RECORDS SUPPLIED »
————————
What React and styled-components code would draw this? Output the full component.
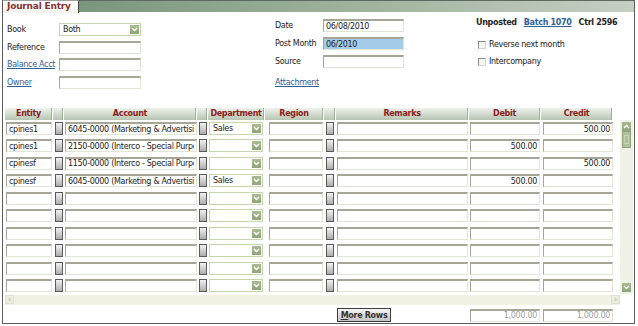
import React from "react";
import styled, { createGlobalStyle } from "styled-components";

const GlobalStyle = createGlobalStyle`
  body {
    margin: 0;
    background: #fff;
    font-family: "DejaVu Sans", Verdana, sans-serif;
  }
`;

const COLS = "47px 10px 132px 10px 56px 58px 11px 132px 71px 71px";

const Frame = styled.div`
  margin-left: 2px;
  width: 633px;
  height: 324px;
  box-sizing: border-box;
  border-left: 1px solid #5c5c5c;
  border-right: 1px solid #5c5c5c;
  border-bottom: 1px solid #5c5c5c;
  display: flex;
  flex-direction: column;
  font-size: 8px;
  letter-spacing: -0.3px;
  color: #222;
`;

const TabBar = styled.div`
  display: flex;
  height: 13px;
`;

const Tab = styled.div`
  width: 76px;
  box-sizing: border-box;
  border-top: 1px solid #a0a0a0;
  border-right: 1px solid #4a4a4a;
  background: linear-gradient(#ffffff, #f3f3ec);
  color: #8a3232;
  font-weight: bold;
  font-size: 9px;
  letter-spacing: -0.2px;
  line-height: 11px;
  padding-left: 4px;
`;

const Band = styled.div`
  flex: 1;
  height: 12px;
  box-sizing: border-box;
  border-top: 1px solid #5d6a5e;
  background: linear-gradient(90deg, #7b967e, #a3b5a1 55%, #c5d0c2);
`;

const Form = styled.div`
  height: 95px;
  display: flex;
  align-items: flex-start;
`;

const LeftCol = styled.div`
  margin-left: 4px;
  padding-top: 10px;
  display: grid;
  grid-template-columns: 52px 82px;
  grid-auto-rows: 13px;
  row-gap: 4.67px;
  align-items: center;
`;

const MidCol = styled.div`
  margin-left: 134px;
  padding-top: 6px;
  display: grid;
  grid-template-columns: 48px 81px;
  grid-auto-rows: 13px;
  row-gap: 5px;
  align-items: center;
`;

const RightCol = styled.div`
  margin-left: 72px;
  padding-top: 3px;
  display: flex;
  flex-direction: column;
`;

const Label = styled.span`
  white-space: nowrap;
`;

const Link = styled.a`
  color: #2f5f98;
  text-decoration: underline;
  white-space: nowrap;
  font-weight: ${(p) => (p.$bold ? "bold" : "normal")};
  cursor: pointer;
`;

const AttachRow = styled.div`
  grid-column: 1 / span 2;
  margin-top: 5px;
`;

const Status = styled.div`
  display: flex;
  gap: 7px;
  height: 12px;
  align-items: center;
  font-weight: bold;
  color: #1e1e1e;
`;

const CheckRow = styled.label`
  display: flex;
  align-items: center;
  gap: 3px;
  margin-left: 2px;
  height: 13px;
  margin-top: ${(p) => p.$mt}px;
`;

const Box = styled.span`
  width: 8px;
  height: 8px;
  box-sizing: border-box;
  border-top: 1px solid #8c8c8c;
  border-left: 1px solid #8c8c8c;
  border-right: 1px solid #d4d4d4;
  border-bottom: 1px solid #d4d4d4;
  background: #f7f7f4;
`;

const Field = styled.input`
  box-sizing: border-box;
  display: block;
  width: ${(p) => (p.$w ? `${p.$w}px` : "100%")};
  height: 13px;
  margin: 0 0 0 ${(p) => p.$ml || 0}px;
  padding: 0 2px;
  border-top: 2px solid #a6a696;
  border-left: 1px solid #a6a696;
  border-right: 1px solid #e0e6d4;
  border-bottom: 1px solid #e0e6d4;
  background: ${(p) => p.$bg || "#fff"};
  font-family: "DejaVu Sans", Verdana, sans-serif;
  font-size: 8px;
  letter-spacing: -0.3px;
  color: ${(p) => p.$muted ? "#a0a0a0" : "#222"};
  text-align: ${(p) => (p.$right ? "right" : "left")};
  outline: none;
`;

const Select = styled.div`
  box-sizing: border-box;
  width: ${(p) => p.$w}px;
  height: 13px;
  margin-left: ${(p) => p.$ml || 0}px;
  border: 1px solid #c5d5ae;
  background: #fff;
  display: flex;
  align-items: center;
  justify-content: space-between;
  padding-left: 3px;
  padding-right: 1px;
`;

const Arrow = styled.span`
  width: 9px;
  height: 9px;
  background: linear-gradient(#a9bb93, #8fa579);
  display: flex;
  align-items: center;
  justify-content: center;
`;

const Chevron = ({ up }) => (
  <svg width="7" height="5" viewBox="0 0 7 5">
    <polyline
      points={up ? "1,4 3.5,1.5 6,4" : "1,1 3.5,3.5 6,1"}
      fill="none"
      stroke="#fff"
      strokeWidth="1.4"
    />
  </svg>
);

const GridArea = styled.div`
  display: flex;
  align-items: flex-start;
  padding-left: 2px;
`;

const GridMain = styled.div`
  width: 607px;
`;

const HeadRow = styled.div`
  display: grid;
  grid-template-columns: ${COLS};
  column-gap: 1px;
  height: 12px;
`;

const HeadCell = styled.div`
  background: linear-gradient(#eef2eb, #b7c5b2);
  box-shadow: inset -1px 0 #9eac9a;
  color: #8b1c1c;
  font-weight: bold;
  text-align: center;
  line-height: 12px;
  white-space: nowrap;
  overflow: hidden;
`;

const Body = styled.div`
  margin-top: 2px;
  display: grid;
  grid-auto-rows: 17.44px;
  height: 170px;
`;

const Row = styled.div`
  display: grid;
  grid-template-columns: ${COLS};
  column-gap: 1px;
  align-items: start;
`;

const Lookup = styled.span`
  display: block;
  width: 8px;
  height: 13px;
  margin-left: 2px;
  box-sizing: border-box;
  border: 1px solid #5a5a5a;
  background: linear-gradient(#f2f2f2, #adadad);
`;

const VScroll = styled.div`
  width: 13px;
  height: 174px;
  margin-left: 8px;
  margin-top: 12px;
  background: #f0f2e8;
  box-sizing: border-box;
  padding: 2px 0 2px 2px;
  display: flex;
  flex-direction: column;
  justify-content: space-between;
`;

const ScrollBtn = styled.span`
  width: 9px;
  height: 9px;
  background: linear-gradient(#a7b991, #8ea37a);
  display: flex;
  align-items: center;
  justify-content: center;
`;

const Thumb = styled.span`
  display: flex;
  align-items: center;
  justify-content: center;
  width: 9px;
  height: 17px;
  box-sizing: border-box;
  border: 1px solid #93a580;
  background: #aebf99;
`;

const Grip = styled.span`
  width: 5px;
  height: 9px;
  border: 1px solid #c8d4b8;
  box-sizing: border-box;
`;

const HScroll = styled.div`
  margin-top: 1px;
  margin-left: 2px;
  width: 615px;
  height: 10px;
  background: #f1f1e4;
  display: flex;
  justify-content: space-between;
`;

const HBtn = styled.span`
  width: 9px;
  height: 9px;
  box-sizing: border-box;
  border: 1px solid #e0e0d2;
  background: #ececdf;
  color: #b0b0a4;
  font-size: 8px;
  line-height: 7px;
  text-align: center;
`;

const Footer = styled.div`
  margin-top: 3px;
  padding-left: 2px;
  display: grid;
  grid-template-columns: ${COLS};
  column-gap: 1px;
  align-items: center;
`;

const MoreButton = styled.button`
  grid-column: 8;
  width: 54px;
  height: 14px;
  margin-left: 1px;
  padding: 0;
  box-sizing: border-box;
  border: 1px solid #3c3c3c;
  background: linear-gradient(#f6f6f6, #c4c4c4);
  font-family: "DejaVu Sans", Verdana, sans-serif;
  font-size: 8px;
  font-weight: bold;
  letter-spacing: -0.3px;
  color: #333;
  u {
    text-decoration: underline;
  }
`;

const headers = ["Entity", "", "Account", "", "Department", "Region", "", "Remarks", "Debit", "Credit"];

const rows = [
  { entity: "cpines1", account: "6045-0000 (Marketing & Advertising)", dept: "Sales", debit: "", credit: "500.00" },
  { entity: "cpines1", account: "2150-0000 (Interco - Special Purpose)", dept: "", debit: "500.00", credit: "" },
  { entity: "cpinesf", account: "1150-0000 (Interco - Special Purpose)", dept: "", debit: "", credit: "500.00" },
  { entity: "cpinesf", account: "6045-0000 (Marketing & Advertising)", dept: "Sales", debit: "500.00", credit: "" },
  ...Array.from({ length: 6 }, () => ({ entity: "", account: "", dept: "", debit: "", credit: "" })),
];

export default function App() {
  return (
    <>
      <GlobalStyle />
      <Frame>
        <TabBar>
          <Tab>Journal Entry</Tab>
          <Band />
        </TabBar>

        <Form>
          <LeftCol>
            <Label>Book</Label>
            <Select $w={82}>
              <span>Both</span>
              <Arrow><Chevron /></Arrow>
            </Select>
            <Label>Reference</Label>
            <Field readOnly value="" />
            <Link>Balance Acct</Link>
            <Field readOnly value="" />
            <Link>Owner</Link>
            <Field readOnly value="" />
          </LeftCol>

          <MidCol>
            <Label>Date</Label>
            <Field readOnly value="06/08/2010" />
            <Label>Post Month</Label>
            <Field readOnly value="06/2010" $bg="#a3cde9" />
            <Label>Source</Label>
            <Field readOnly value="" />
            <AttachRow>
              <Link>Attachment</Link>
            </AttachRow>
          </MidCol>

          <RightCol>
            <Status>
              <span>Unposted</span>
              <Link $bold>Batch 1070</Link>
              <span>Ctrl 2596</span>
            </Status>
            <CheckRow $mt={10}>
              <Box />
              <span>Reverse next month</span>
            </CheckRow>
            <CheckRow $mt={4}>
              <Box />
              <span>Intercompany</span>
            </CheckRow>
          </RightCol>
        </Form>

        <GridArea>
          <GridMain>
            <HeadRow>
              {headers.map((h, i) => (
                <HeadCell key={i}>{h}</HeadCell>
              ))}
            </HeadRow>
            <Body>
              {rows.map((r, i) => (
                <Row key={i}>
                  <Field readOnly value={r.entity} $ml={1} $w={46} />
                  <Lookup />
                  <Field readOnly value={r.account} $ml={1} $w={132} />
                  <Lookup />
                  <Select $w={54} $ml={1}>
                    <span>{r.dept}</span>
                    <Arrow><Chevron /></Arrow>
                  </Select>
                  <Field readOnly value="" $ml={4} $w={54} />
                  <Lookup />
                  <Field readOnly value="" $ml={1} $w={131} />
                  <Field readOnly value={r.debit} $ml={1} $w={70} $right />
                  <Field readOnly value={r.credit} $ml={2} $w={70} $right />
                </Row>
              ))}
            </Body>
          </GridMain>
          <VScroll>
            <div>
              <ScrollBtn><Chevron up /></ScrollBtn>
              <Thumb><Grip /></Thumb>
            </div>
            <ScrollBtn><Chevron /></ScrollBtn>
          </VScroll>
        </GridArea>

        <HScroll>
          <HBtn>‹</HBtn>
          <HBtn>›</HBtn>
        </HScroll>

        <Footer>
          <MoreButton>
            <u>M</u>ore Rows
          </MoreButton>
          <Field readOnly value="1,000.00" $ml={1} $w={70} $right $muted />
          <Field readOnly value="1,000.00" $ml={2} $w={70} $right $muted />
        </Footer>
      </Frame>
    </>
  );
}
————————
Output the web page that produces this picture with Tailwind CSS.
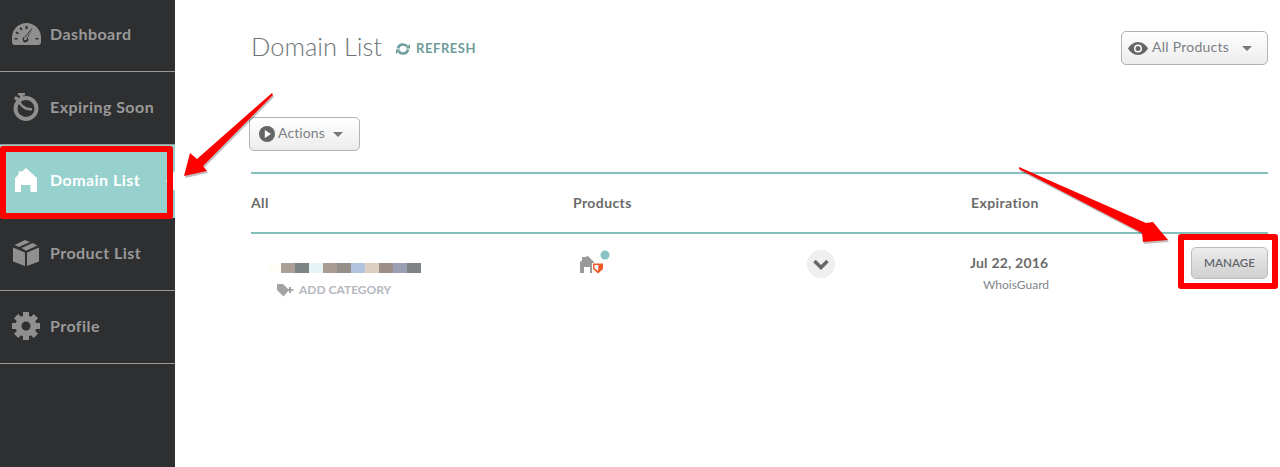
————————
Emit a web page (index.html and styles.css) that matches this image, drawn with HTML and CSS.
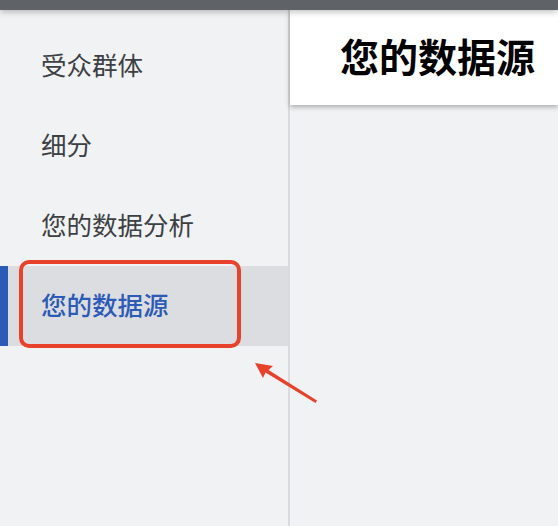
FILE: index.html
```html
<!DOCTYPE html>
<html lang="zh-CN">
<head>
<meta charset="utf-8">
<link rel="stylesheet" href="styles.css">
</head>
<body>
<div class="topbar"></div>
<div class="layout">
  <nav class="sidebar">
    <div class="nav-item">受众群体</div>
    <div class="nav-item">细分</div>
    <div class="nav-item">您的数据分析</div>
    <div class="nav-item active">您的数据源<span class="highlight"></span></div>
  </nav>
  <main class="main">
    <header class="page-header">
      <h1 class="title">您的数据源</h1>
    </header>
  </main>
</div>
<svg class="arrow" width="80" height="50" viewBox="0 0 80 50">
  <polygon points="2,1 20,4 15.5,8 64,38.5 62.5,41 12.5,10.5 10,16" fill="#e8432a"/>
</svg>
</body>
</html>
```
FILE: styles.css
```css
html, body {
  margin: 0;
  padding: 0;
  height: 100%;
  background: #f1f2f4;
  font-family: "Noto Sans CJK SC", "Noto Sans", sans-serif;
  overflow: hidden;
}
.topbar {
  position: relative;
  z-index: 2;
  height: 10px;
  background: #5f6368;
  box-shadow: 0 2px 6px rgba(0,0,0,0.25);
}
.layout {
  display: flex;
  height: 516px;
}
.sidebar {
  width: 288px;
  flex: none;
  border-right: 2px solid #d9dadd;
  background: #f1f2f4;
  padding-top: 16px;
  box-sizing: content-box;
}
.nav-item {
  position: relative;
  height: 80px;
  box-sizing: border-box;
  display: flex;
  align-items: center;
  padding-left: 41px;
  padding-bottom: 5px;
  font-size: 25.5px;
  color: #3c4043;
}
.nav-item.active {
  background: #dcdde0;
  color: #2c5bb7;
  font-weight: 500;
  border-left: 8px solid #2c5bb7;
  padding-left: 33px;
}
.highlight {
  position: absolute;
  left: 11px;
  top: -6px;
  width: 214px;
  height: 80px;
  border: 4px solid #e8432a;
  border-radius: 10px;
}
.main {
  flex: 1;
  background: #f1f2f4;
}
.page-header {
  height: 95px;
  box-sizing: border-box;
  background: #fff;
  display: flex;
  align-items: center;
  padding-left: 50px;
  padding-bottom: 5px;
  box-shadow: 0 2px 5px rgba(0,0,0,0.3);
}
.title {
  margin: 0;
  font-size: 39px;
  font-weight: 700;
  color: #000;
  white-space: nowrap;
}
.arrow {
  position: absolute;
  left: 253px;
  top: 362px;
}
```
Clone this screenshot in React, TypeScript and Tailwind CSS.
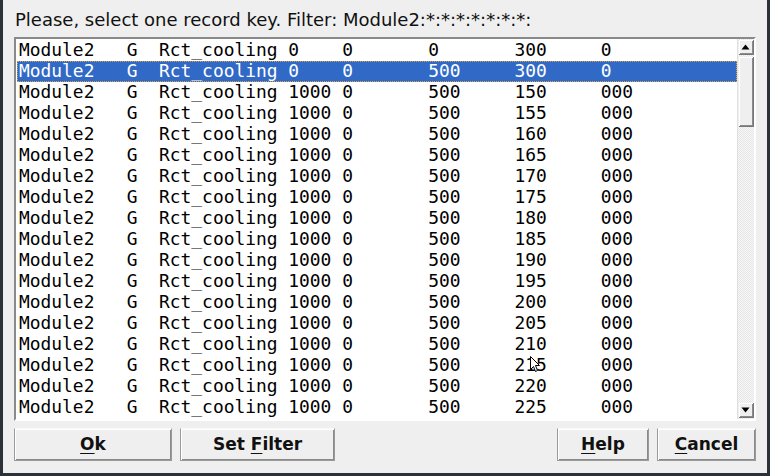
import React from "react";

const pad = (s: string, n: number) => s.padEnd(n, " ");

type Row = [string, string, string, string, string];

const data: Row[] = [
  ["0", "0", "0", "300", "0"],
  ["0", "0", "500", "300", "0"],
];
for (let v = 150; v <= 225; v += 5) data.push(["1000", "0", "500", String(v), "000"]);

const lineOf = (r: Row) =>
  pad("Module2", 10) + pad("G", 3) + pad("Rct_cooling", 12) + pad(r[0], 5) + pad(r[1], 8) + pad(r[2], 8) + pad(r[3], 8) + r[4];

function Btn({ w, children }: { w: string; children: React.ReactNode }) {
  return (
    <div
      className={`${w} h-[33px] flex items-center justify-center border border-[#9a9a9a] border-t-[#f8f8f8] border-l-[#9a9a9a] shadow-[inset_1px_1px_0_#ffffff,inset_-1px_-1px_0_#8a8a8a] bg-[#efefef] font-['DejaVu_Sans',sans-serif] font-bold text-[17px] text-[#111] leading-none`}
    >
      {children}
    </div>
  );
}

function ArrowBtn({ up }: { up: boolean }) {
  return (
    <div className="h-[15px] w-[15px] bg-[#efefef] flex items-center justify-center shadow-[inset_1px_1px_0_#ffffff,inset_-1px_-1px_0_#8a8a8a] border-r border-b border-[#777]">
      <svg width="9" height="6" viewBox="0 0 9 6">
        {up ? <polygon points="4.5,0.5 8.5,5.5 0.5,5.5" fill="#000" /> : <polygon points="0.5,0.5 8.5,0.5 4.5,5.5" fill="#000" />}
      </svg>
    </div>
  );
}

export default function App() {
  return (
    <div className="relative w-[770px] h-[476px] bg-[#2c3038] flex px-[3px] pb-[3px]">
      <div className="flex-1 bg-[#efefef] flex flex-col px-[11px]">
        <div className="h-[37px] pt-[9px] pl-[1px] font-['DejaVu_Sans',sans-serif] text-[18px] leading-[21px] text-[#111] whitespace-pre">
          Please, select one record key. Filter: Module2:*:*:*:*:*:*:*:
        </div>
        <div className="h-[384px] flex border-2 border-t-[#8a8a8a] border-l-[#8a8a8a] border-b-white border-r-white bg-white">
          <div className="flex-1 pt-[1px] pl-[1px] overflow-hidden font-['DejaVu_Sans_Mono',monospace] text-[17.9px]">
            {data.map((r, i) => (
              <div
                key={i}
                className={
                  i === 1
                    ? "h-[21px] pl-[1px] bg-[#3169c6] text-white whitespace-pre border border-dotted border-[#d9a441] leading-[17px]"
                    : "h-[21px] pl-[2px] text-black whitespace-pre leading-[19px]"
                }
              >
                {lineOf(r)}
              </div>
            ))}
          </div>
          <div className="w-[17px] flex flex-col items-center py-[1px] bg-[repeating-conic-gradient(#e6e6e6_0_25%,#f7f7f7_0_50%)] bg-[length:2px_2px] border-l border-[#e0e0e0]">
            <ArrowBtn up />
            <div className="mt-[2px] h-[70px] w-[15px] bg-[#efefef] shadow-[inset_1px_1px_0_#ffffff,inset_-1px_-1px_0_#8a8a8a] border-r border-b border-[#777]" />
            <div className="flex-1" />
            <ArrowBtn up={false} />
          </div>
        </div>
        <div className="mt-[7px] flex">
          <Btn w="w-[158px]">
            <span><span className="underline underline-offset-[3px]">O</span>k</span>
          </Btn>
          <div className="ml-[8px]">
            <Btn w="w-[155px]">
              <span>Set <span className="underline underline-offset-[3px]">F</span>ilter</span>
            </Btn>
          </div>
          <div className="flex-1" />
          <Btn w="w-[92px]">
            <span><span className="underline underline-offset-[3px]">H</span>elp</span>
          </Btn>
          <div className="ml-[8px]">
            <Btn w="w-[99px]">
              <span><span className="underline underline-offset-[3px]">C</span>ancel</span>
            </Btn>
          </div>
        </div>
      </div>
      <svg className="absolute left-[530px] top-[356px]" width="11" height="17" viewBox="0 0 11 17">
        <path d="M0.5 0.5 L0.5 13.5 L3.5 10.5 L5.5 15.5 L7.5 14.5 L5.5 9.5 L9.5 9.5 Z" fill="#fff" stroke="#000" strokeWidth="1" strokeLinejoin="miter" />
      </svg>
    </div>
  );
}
————————
TASK OBJECTIVE » Copy only the lines above from the one containing "Clone this screenshot" through the one containing "pad(r[3], 8) + r[4];", both included. Leave out the pictures.

ANSWER TO THE TASK »
Clone this screenshot in React, TypeScript and Tailwind CSS.
import React from "react";

const pad = (s: string, n: number) => s.padEnd(n, " ");

type Row = [string, string, string, string, string];

const data: Row[] = [
  ["0", "0", "0", "300", "0"],
  ["0", "0", "500", "300", "0"],
];
for (let v = 150; v <= 225; v += 5) data.push(["1000", "0", "500", String(v), "000"]);

const lineOf = (r: Row) =>
  pad("Module2", 10) + pad("G", 3) + pad("Rct_cooling", 12) + pad(r[0], 5) + pad(r[1], 8) + pad(r[2], 8) + pad(r[3], 8) + r[4];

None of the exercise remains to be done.